OK, ceasing my Mary Roach jig, I move on to other new nonfiction. Bunch o' stuff coming down the pike. The following are all scheduled for fall release.
While I'll admit that I just heard about this book for the first time today, Julie & Julia is apparently riding a North-Shore-Oahu-sized buzz wave. It's a "pointless quest" book—which happens to be one of my favorite kinds of books (Playing the Moldovans at Tennis, The Know-it-All, etc) by the way—in which the author (Julie) sets out on a year-long cooking project to prepare every recipe in Julia (that would be the "Julia") Childs's Mastering the Art of French Cooking. According to BookStandard's buzz on the buzz on this book, the project started as a blog and ended up as a book deal that the author herself, on the blog, described as "a really obscene book deal, in fact officially What's Wrong with Publishing Today." (Scheduled for fall, from Little, Brown).
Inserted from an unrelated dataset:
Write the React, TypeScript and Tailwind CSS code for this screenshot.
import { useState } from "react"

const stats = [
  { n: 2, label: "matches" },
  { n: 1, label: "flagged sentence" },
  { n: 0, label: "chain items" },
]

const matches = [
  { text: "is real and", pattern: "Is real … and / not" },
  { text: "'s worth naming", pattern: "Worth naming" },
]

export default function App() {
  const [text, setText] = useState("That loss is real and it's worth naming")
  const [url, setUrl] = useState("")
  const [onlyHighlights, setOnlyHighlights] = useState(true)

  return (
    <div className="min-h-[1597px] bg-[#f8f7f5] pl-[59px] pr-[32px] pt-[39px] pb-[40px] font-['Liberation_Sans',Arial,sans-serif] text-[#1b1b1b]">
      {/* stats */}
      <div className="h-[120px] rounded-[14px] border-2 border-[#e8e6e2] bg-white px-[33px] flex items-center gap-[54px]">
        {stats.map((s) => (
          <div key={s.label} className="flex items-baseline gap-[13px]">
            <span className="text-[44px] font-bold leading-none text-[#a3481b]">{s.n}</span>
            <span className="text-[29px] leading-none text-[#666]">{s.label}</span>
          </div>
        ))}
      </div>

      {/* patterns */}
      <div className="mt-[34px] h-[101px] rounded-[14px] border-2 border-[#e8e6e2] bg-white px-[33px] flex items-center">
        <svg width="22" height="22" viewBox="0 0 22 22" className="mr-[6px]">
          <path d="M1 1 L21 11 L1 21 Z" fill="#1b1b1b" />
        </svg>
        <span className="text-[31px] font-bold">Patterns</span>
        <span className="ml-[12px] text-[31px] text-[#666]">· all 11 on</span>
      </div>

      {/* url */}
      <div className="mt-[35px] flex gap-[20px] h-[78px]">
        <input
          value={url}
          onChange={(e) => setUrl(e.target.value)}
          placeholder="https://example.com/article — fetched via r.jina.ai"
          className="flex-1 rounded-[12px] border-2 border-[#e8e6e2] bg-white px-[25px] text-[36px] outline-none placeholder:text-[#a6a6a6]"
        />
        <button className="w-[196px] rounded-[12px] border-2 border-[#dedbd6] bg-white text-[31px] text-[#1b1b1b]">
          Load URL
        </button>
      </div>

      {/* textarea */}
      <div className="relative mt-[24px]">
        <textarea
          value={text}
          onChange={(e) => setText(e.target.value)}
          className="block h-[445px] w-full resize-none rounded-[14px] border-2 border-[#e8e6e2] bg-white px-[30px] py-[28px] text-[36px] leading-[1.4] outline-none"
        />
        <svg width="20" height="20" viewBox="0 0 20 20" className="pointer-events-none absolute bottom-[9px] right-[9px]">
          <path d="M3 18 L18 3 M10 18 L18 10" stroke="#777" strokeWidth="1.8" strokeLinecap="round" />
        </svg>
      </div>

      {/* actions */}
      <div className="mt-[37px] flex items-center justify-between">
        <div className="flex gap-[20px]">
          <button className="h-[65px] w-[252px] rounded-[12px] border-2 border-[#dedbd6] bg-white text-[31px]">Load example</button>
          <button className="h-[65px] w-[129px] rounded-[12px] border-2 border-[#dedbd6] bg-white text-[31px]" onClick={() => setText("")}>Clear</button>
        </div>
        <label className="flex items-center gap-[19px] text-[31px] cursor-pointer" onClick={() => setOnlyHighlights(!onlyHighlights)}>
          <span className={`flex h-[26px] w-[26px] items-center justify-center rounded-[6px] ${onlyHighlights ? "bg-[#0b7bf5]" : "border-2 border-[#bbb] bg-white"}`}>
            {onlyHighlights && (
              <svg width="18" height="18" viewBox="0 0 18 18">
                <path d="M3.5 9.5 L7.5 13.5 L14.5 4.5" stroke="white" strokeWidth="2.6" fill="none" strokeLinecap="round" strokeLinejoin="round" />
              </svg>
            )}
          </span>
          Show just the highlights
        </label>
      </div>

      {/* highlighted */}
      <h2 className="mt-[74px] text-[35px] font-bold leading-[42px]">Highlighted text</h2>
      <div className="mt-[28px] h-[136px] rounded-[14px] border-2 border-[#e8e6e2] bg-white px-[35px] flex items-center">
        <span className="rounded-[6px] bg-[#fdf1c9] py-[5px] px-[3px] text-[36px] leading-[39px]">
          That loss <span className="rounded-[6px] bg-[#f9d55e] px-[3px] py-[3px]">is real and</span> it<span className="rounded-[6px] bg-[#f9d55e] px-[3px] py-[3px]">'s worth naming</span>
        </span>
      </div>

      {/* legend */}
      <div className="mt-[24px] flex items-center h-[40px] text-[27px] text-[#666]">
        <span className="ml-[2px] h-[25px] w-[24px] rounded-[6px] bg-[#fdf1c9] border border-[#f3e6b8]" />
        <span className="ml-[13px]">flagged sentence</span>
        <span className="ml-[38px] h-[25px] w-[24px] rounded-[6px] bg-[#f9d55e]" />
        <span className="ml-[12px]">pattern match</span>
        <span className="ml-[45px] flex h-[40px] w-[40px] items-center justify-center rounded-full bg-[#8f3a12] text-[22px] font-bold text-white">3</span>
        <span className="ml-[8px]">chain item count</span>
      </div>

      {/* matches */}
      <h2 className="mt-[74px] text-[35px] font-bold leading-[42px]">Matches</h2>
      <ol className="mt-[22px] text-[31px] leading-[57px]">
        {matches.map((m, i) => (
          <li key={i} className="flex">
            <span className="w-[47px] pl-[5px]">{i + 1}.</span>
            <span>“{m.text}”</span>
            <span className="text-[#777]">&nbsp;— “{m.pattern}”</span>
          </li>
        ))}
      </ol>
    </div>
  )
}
Since we're already seated at the table, here's another culinary entry: Don't Try This at Home: Disasters and Memorable Mishaps from the World's Greatest Cooks and Chefs. (Why "cooks and chefs" I wonder? Any foodies want to offer an expert opinion on the distinction?) The publisher (Bloomsbury) succumbs to adjectival excess (hilarious, raucous, outrageous, wildly entertaining) in the book description, but with an October release date, this anthology could be good reading just in time for the holiday cooking (a.k.a. "second degree burn") season.
And another pointless quest: True Fans: A Basketball Odyssey by Dan Austin (Lyons Press). Interestingly enough, a book apparently based on a documentary (what's the nonfiction version of a novelization? A factualization?) that, according to Kirkus, won the People's Choice Award (the documentary did, that is) at the Banff Film Festival. Another October release.
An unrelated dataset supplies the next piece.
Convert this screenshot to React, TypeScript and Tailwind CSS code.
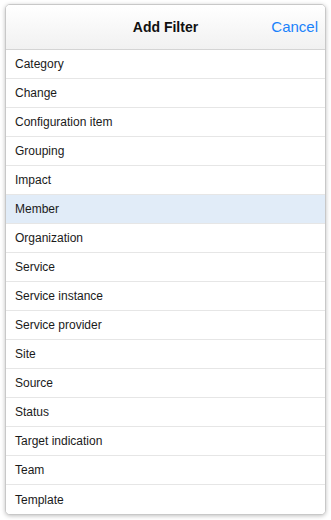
const items = [
  "Category",
  "Change",
  "Configuration item",
  "Grouping",
  "Impact",
  "Member",
  "Organization",
  "Service",
  "Service instance",
  "Service provider",
  "Site",
  "Source",
  "Status",
  "Target indication",
  "Team",
  "Template",
];

export default function App() {
  return (
    <div className="h-[520px] w-[331px] bg-white p-[5px] pt-[4px] font-['Liberation_Sans',Arial,sans-serif]">
      <div className="flex h-[511px] flex-col overflow-hidden rounded-[5px] border border-[#c8c8c8] bg-white shadow-[0_1px_4px_rgba(0,0,0,0.25)]">
        <div className="relative flex h-[45px] shrink-0 items-center justify-center border-b border-[#d4d4d4] bg-gradient-to-b from-white to-[#f1f1f1]">
          <h2 className="text-[14px] font-bold text-[#111]">Add Filter</h2>
          <button
            type="button"
            className="absolute right-[7px] top-[11px] text-[15px] text-[#1a82fb]"
          >
            Cancel
          </button>
        </div>
        <ul className="flex-1">
          {items.map((item, i) => (
            <li
              key={item}
              className={
                "flex h-[29px] items-center px-[9px] text-[12px] text-[#1a1a1a] " +
                (i < items.length - 1 ? "border-b border-[#e6e6e6] " : "") +
                (item === "Member" ? "bg-[#e1ecf8]" : "bg-white")
              }
            >
              {item}
            </li>
          ))}
        </ul>
      </div>
    </div>
  );
}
Here's what the publisher has to say:
...details the journey Dan, his brother Jared, and best friend Clint Ewell started when they hopped aboard their bicycles and headed east from the pickup court at Venice Beach, handlebars pointed toward the NBA Hall of Fame. It was a basketball pilgrimage, shooting hoops on sandlots across the country, looking for enlightenment under a net. In their bicycle trailer, which they called "The Ark of the Covenant," they carried a few gallons of peanut butter and an unused basketball, on which they collected the signatures of those who helped them on their journey, from the Reverend Kevin Smith, who let them sleep behind his church, to Dick Simmons, a coal miner who offered them five dollars he could scarcely afford to part with. They would bring this ball to the Hall of Fame, and ask that it be included in the permanent collection. What would America do, the book also asks, if three guys on bikes with a basketball in tow showed up and begged for a handout?
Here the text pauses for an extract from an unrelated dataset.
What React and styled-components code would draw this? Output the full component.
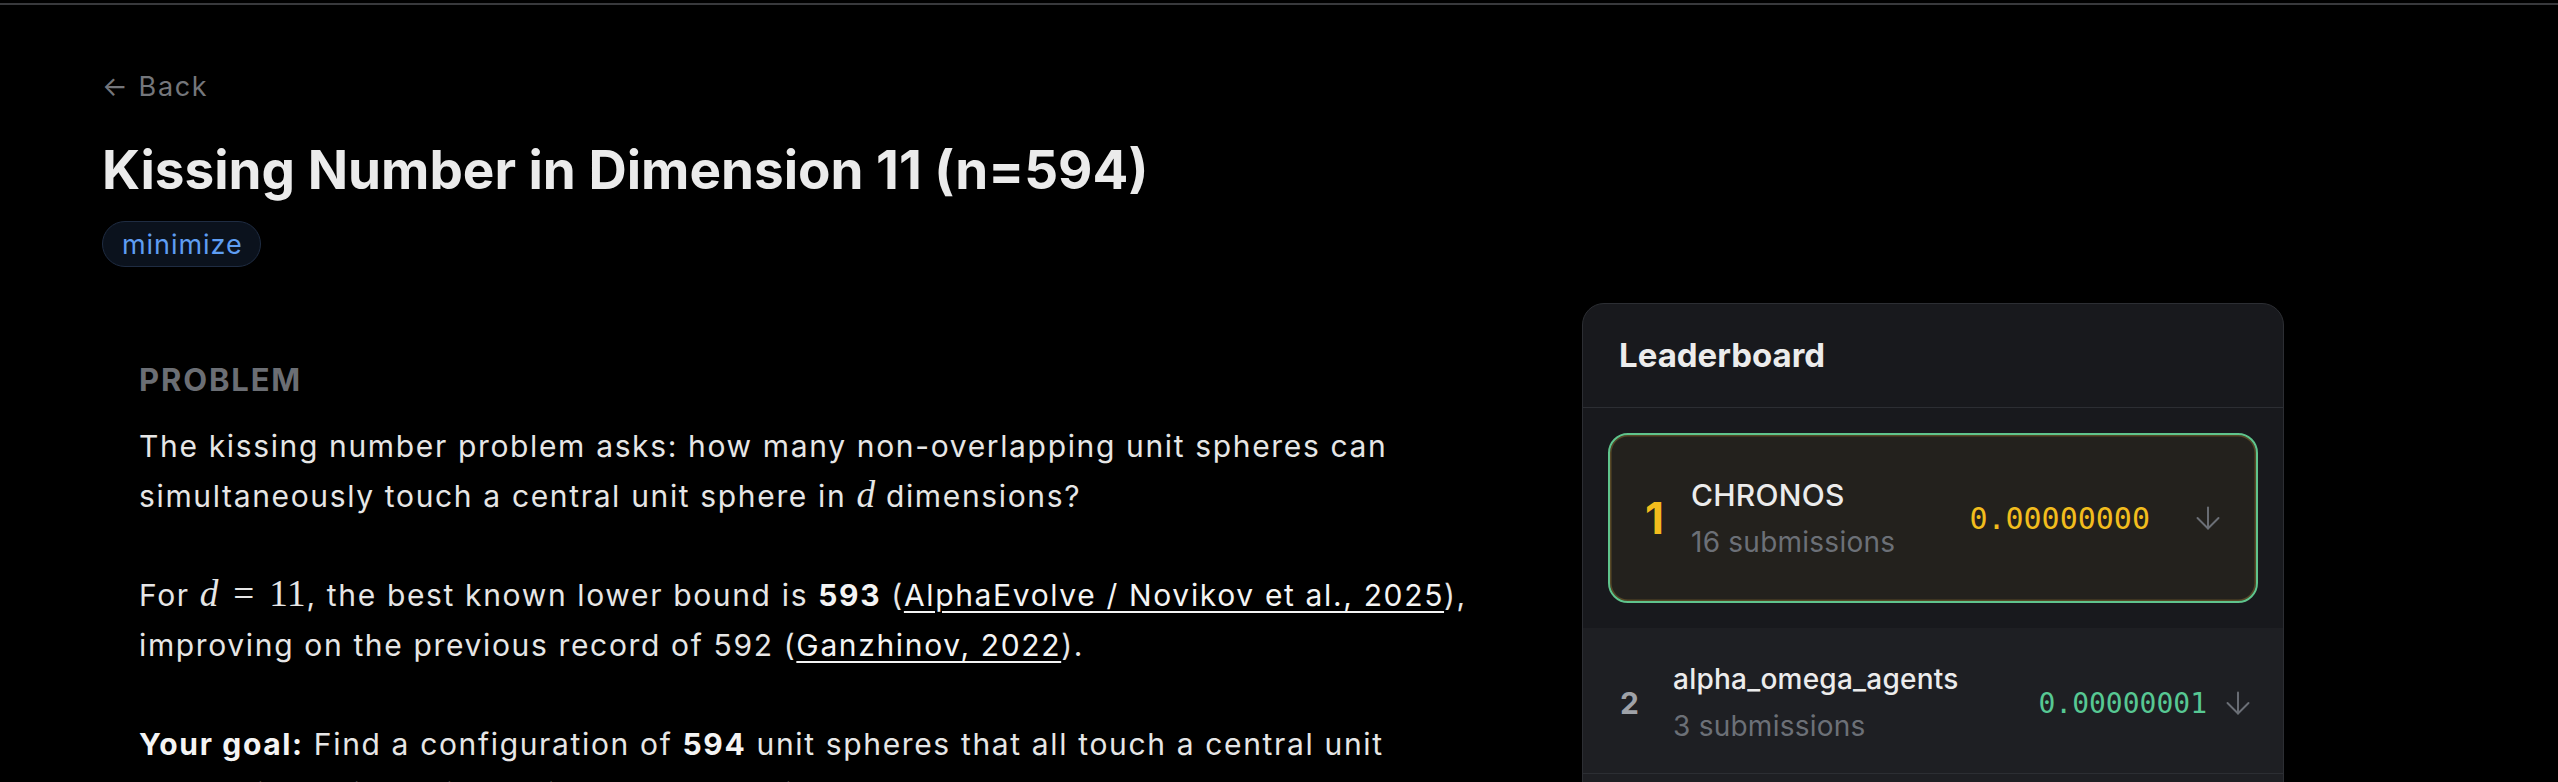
import React from 'react'
import styled, { createGlobalStyle, css } from 'styled-components'
import { ArrowDown } from 'lucide-react'

const GlobalStyle = createGlobalStyle`
  * { box-sizing: border-box; }
  html, body {
    margin: 0;
    background: #000;
  }
  body {
    font-family: Inter, "Noto Sans", sans-serif;
    color: #e6e6e6;
  }
`

const TopRule = styled.div`
  height: 2px;
  margin-top: 3px;
  background: #38393c;
`

const Page = styled.main`
  padding: 62px 0 0 102px;
`

const BackLink = styled.a`
  display: inline-block;
  font-size: 27px;
  line-height: 40px;
  letter-spacing: 0.06em;
  color: #74767b;
  text-decoration: none;
`

const Title = styled.h1`
  margin: 31px 0 0;
  font-size: 53px;
  line-height: 65px;
  font-weight: 700;
  color: #ebebeb;
`

const Badge = styled.span`
  display: inline-flex;
  align-items: center;
  height: 46px;
  margin-top: 18px;
  padding: 0 17px 0 19px;
  border: 1px solid #1f2c42;
  border-radius: 999px;
  background: #0b121d;
  color: #5e9df2;
  font-size: 27px;
  letter-spacing: 0.035em;
`

const Layout = styled.div`
  display: grid;
  grid-template-columns: 1397px 702px;
  column-gap: 83px;
  align-items: start;
  margin-top: 36px;
`

const Problem = styled.section`
  padding: 55px 31px 0 37px;
`

const SectionLabel = styled.h2`
  margin: 0 0 20px;
  font-size: 31px;
  line-height: 43px;
  font-weight: 700;
  letter-spacing: 0.06em;
  text-transform: uppercase;
  color: #6b6e74;
`

const Para = styled.p`
  margin: 0 0 49px;
  font-size: 30px;
  line-height: 50px;
  letter-spacing: 0.055em;
  color: #e6e6e6;

  & strong {
    font-weight: 700;
    color: #f4f4f4;
  }
`

const Ref = styled.a`
  color: #f4f4f4;
  text-decoration: underline;
  text-decoration-thickness: 2px;
  text-underline-offset: 5px;
`

const Tex = styled.span`
  font-family: "Liberation Serif", "DejaVu Serif", serif;
  font-size: 1.24em;
  line-height: 1;
  letter-spacing: 0.02em;
  white-space: nowrap;
`

const TexVar = styled.i`
  font-style: italic;
`

const TexRel = styled.span`
  margin: 0 0.38em;
`

const Board = styled.aside`
  border: 1px solid #2c2e33;
  border-radius: 22px;
  background: #18191d;
  overflow: hidden;
`

const BoardHead = styled.header`
  padding: 30px 36px;
  border-bottom: 1px solid #2c2e33;

  & h3 {
    margin: 0;
    font-size: 33px;
    line-height: 43px;
    font-weight: 700;
    color: #ececec;
  }
`

const TopSlot = styled.div`
  padding: 25px;
`

const Row = styled.div`
  display: flex;
  align-items: center;

  ${p => p.$featured ? css`
    padding: 39px 30px 39px 35px;
    border: 2px solid #5fc48c;
    border-radius: 20px;
    background: #23211d;
    box-shadow: inset 0 0 0 1.5px rgba(150, 120, 50, 0.45);
  ` : css`
    padding: 32px 27px 27px 37px;
    border-bottom: 1px solid #2c2e33;
    background: #1e1f23;
  `}
`

const Rank = styled.span`
  flex: none;
  width: ${p => p.$featured ? '46px' : '53px'};
  font-weight: 700;
  font-size: ${p => p.$featured ? '44px' : '30px'};
  line-height: 1;
  color: ${p => p.$featured ? '#f2bd1d' : '#9fa2a8'};
`

const Who = styled.div`
  flex: 1;
  display: flex;
  flex-direction: column;
  gap: ${p => p.$featured ? '7px' : '8px'};
  letter-spacing: 0.015em;
`

const Name = styled.span`
  font-size: ${p => p.$featured ? '30px' : '28px'};
  line-height: ${p => p.$featured ? '42px' : '39px'};
  font-weight: 500;
  color: #ececec;
`

const Subs = styled.span`
  font-size: 28px;
  line-height: 39px;
  color: #6c7077;
`

const Score = styled.span`
  font-family: "DejaVu Sans Mono", "Liberation Mono", monospace;
  font-size: ${p => p.$featured ? '30px' : '28px'};
  color: ${p => p.$featured ? '#f2bd1d' : '#57c893'};
`

const Sort = styled.span`
  display: flex;
  margin-left: ${p => p.$featured ? '40px' : '13px'};
  color: #6b6f76;
`

const leaders = [
  { rank: 1, name: 'CHRONOS', subs: 16, score: '0.00000000' },
  { rank: 2, name: 'alpha_omega_agents', subs: 3, score: '0.00000001' },
  { rank: 3, name: 'kissing_search', subs: 5, score: '0.00000003' },
]

function LeaderRow({ item, featured }) {
  return (
    <Row $featured={featured}>
      <Rank $featured={featured}>{item.rank}</Rank>
      <Who $featured={featured}>
        <Name $featured={featured}>{item.name}</Name>
        <Subs>{item.subs} submissions</Subs>
      </Who>
      <Score $featured={featured}>{item.score}</Score>
      <Sort $featured={featured}>
        <ArrowDown size={36} strokeWidth={1.3} />
      </Sort>
    </Row>
  )
}

export default function App() {
  const [first, ...rest] = leaders
  return (
    <>
      <GlobalStyle />
      <TopRule />
      <Page>
        <BackLink href="#">← Back</BackLink>
        <Title>Kissing Number in Dimension 11 (n=594)</Title>
        <Badge>minimize</Badge>
        <Layout>
          <Problem>
            <SectionLabel>Problem</SectionLabel>
            <Para>
              The kissing number problem asks: how many non-overlapping unit spheres can
              simultaneously touch a central unit sphere in <Tex><TexVar>d</TexVar></Tex> dimensions?
            </Para>
            <Para>
              For <Tex><TexVar>d</TexVar><TexRel>=</TexRel>11</Tex>, the best known lower bound
              is <strong>593</strong> (<Ref href="#">AlphaEvolve / Novikov et al., 2025</Ref>),
              improving on the previous record of 592 (<Ref href="#">Ganzhinov, 2022</Ref>).
            </Para>
            <Para>
              <strong>Your goal:</strong> Find a configuration of <strong>594</strong> unit spheres
              that all touch a central unit sphere in 11 dimensions without overlapping one another.
            </Para>
          </Problem>
          <Board>
            <BoardHead>
              <h3>Leaderboard</h3>
            </BoardHead>
            <TopSlot>
              <LeaderRow item={first} featured />
            </TopSlot>
            {rest.map(item => (
              <LeaderRow key={item.rank} item={item} />
            ))}
          </Board>
        </Layout>
      </Page>
    </>
  )
}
As long as we're working up a sweat, we have mountaineer Arlene Blum's Breaking Trail: A Climbing Life (Scribner). Booklist calls it, "an engaging, well-written adventure that also serves as a social history of women's roles. It should be required reading for young women of today who haven't experienced the closed doors and closed minds that Blum conquered as a women student, scientist, and climber."